** begin **
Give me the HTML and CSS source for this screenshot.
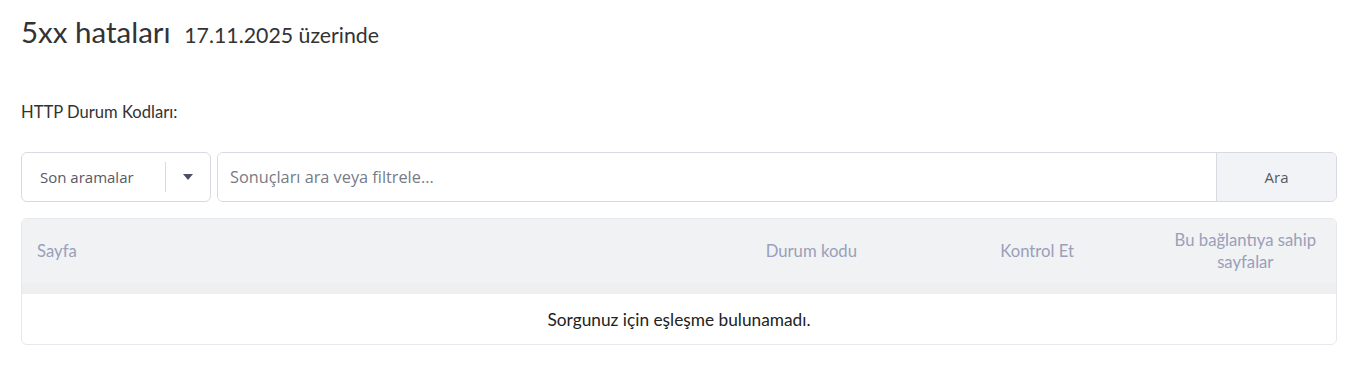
FILE: index.html
```html
<!DOCTYPE html>
<html lang="tr">
<head>
    <meta charset="UTF-8">
    <meta name="viewport" content="width=device-width, initial-scale=1.0">
    <title>5xx hataları</title>
    <link rel="stylesheet" href="styles.css">
</head>
<body>
<div class="page">
    <h1 class="title">5xx hataları <span class="title-date">17.11.2025 üzerinde</span></h1>

    <p class="codes-label">HTTP Durum Kodları:</p>

    <form class="search-row">
        <div class="recent">
            <span class="recent-text">Son aramalar</span>
            <span class="recent-sep"></span>
            <span class="recent-caret">
                <svg width="10" height="6" viewBox="0 0 10 6"><path d="M0 0h10L5 6z" fill="#4a5068"/></svg>
            </span>
        </div>
        <div class="search-box">
            <input class="search-input" type="text" placeholder="Sonuçları ara veya filtrele...">
            <button class="search-btn" type="button">Ara</button>
        </div>
    </form>

    <div class="results">
        <div class="results-head">
            <div class="col col-page">Sayfa</div>
            <div class="col col-code">Durum kodu</div>
            <div class="col col-check">Kontrol Et</div>
            <div class="col col-links"><span class="links-text">Bu bağlantıya sahip<br>sayfalar</span></div>
        </div>
        <div class="results-band"></div>
        <div class="results-empty">Sorgunuz için eşleşme bulunamadı.</div>
    </div>
</div>
</body>
</html>
```

FILE: styles.css
```css
*
{
    margin: 0;
    padding: 0;
    box-sizing: border-box;
}
body
{
    background-color: #fff;
    color: #2b2b2b;
    font-family: Lato, "Liberation Sans", sans-serif;
}
.page
{
    padding: 13px 16px 0 21px;
}
.title
{
    font-size: 29.5px;
    font-weight: 400;
    line-height: 38px;
    color: #333;
}
.title-date
{
    font-size: 21.3px;
    margin-left: 6px;
}
.codes-label
{
    margin-top: 48px;
    font-size: 16.6px;
    line-height: 20px;
    color: #333;
}
.search-row
{
    display: flex;
    gap: 6px;
    margin-top: 30px;
    height: 50px;
}
.recent
{
    width: 190px;
    display: flex;
    align-items: center;
    border: 1px solid #d9d9e3;
    border-radius: 6px;
    font-family: "Open Sans", sans-serif;
    font-size: 15px;
    color: #555a66;
}
.recent-text
{
    padding-left: 18px;
    flex: 1;
}
.recent-sep
{
    width: 1px;
    height: 30px;
    background-color: #d9d9e3;
}
.recent-caret
{
    width: 44px;
    display: flex;
    justify-content: center;
}
.search-box
{
    flex: 1;
    display: flex;
    border: 1px solid #d9d9e3;
    border-radius: 6px;
    overflow: hidden;
}
.search-input
{
    flex: 1;
    border: none;
    outline: none;
    padding-left: 12px;
    font-family: "Open Sans", sans-serif;
    font-size: 16.3px;
    color: #333;
}
.search-input::placeholder
{
    color: #777b86;
}
.search-btn
{
    width: 120px;
    border: none;
    border-left: 1px solid #d9d9e3;
    background-color: #f2f3f6;
    font-family: "Open Sans", sans-serif;
    font-size: 15px;
    color: #555a66;
}
.results
{
    margin-top: 16px;
    border: 1px solid #e6e8ee;
    border-radius: 6px;
    overflow: hidden;
}
.results-head
{
    display: flex;
    align-items: center;
    height: 64px;
    background-color: #f1f2f4;
    color: #9a9fba;
    font-size: 16.7px;
    line-height: 22px;
}
.col-page
{
    flex: 1;
    padding-left: 15px;
}
.col-code
{
    width: 140px;
    text-align: right;
}
.col-check
{
    width: 217px;
    text-align: right;
}
.col-links
{
    width: 262px;
    text-align: right;
    padding-right: 20px;
}
.links-text
{
    display: inline-block;
    text-align: center;
}
.results-band
{
    height: 11px;
    background-color: #efefef;
    border-bottom: 1px solid #eaedf2;
}
.results-empty
{
    height: 50px;
    display: flex;
    align-items: center;
    justify-content: center;
    font-size: 17.3px;
    color: #222;
}
```
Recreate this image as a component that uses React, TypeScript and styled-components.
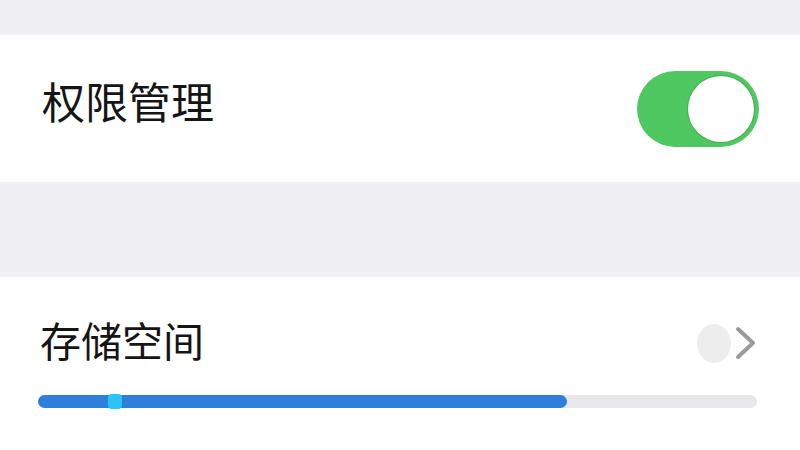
** end **
Aim of the exercise | Read through the lines above and collect those that contain the string "this".

Reply to the exercise |
Give me the HTML and CSS source for this screenshot.
Recreate this image as a component that uses React, TypeScript and styled-components.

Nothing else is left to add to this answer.